Transient response prediction of randomly excited vibro-impact systems via RBF neural networks

Systems exposed to random excitations may fail long before stationarity is achieved, which necessitates consideration of the transient responses of the system. On the other hand, the transient response prediction of non-smooth systems may face more obstacles than that of smooth systems. One of the foremost challenges lies in the handling of vector fields with singularities in non-smooth systems. In this work, the radial basis function neural networks (RBFNN) is utilized for the first time to analyze the transient response of randomly excited vibro-impact systems (VIS), a class of typical non-smooth systems. The solution of the system response is expressed in terms of a serious of Gaussian activation functions (GAFs) with time-dependent weights. These time-dependent weights are determined by minimizing a loss function, which involves the residual of the differential equations and constraint conditions.

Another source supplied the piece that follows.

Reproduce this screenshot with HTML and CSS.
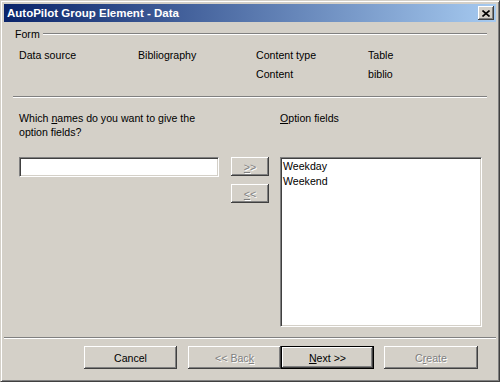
FILE: index.html
```html
<!DOCTYPE html>
<html lang="en">
<head>
    <meta charset="UTF-8">
    <title>AutoPilot Group Element - Data</title>
    <link rel="stylesheet" href="styles.css">
</head>
<body>

<div class="window">
    <div class="titlebar">
        <span class="title">AutoPilot Group Element - Data</span>
        <span class="close">
            <svg width="8" height="7" viewBox="0 0 8 7">
                <path d="M0.5 0.5 L7.5 6.5 M7.5 0.5 L0.5 6.5" stroke="#000" stroke-width="1.6" fill="none"/>
            </svg>
        </span>
    </div>

    <div class="content">
        <div class="group-head"><span>Form</span><span class="rule"></span></div>
        <div class="info">
            <span>Data source</span>
            <span>Bibliography</span>
            <span>Content type</span>
            <span>Table</span>
            <span></span>
            <span></span>
            <span>Content</span>
            <span>biblio</span>
        </div>

        <div class="sep"></div>

        <div class="fields">
            <p class="question">Which <u>n</u>ames do you want to give the option fields?</p>
            <span></span>
            <p class="label"><u>O</u>ption fields</p>

            <div class="entry"></div>
            <div class="movers">
                <button class="btn small disabled"><u>&gt;</u>&gt;</button>
                <button class="btn small disabled"><u>&lt;</u>&lt;</button>
            </div>
            <div class="listbox">
                <div class="item">Weekday</div>
                <div class="item">Weekend</div>
            </div>
        </div>
    </div>

    <div class="footer-sep"></div>

    <div class="buttons">
        <button class="btn">Cancel</button>
        <button class="btn disabled">&lt;&lt; Bac<u>k</u></button>
        <button class="btn default"><u>N</u>ext &gt;&gt;</button>
        <button class="btn disabled">C<u>r</u>eate</button>
    </div>
</div>

</body>
</html>
```

FILE: styles.css
```css
/* classic dialog look */
body {
    margin: 0;
    padding: 0;
    font-family: "Liberation Sans", Arial, sans-serif;
    font-size: 10.6px;
    color: #000;
    background-color: #d4d0c8;
}
.window {
    width: 500px;
    height: 382px;
    box-sizing: border-box;
    background-color: #d4d0c8;
    border: 1px solid;
    border-color: #d4d0c8 #404040 #404040 #d4d0c8;
    box-shadow: inset 1px 1px #fff, inset -1px -1px #808080;
    padding: 3px;
}
.titlebar {
    height: 18px;
    display: flex;
    align-items: center;
    justify-content: space-between;
    padding: 0 2px 0 3px;
    background: linear-gradient(to right, #0a246a, #a6caf0);
}
.title {
    color: #fff;
    font-weight: bold;
    font-size: 11.5px;
}
.close {
    width: 16px;
    height: 14px;
    box-sizing: border-box;
    display: flex;
    align-items: center;
    justify-content: center;
    background-color: #d4d0c8;
    box-shadow: inset -1px -1px #404040, inset 1px 1px #fff, inset -2px -2px #808080;
}
.content {
    padding: 5px 9px 0 11px;
}
.group-head {
    display: flex;
    align-items: center;
    gap: 3px;
    line-height: 14px;
}
.rule {
    flex: 1;
    border-top: 1px solid #808080;
    border-bottom: 1px solid #fff;
}
.info {
    display: grid;
    grid-template-columns: 119px 118px 112px auto;
    row-gap: 5px;
    line-height: 14px;
    margin: 7px 0 0 4px;
}
.sep {
    margin: 15px 0 0 -2px;
    border-top: 1px solid #808080;
    border-bottom: 1px solid #fff;
}
.fields {
    display: grid;
    grid-template-columns: 200px 38px 201px;
    column-gap: 12px;
    row-gap: 18px;
    margin: 13px 0 0 4px;
    line-height: 14px;
}
.fields p {
    margin: 0;
}
.label {
    margin-left: -1px !important;
}
.entry {
    height: 20px;
    box-sizing: border-box;
    background-color: #fff;
    border: 1px solid;
    border-color: #808080 #fff #fff #808080;
    box-shadow: inset 1px 1px #404040, inset -1px -1px #d4d0c8;
}
.movers {
    display: flex;
    flex-direction: column;
    gap: 8px;
}
.listbox {
    height: 170px;
    margin-left: -1px;
    box-sizing: border-box;
    background-color: #fff;
    border: 1px solid;
    border-color: #808080 #fff #fff #808080;
    box-shadow: inset 1px 1px #404040, inset -1px -1px #d4d0c8;
    padding: 1px 2px;
}
.item {
    line-height: 15px;
}
.footer-sep {
    margin-top: 10px;
    border-top: 1px solid #808080;
    border-bottom: 1px solid #fff;
}
.buttons {
    display: flex;
    margin-top: 7px;
    padding-left: 80px;
}
.btn {
    width: 93px;
    height: 23px;
    padding: 0;
    font-family: inherit;
    font-size: 10.6px;
    color: #000;
    background-color: #d4d0c8;
    border: none;
    box-shadow: inset -1px -1px #404040, inset 1px 1px #fff, inset -2px -2px #808080;
}
.btn.small {
    width: 38px;
    height: 19px;
}
.buttons .btn:first-child {
    margin-right: 11px;
}
.buttons .btn:last-child {
    margin-left: 10px;
    width: 94px;
}
.btn.disabled {
    color: #808080;
    text-shadow: 1px 1px #fff;
}
.btn.default {
    border: 1px solid #000;
    box-shadow: inset -1px -1px #404040, inset 1px 1px #fff, inset -2px -2px #808080;
}
```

To avoid the singularity of the initial condition being a Dirac delta function, a strategy of short-time Gaussian approximation is presented to obtain the initial weights. Two typical VISs exposed to stochastic excitations are presented to verify the suggested scheme. Appropriate comparisons to the data obtained by digital simulation show that the method yields reliable results even for strongly nonlinear systems. With the merits of high computational accuracy and satisfactory efficiency, this approach is expected to be an effective method for solution of random vibration problems of high-dimensional complex non-smooth systems.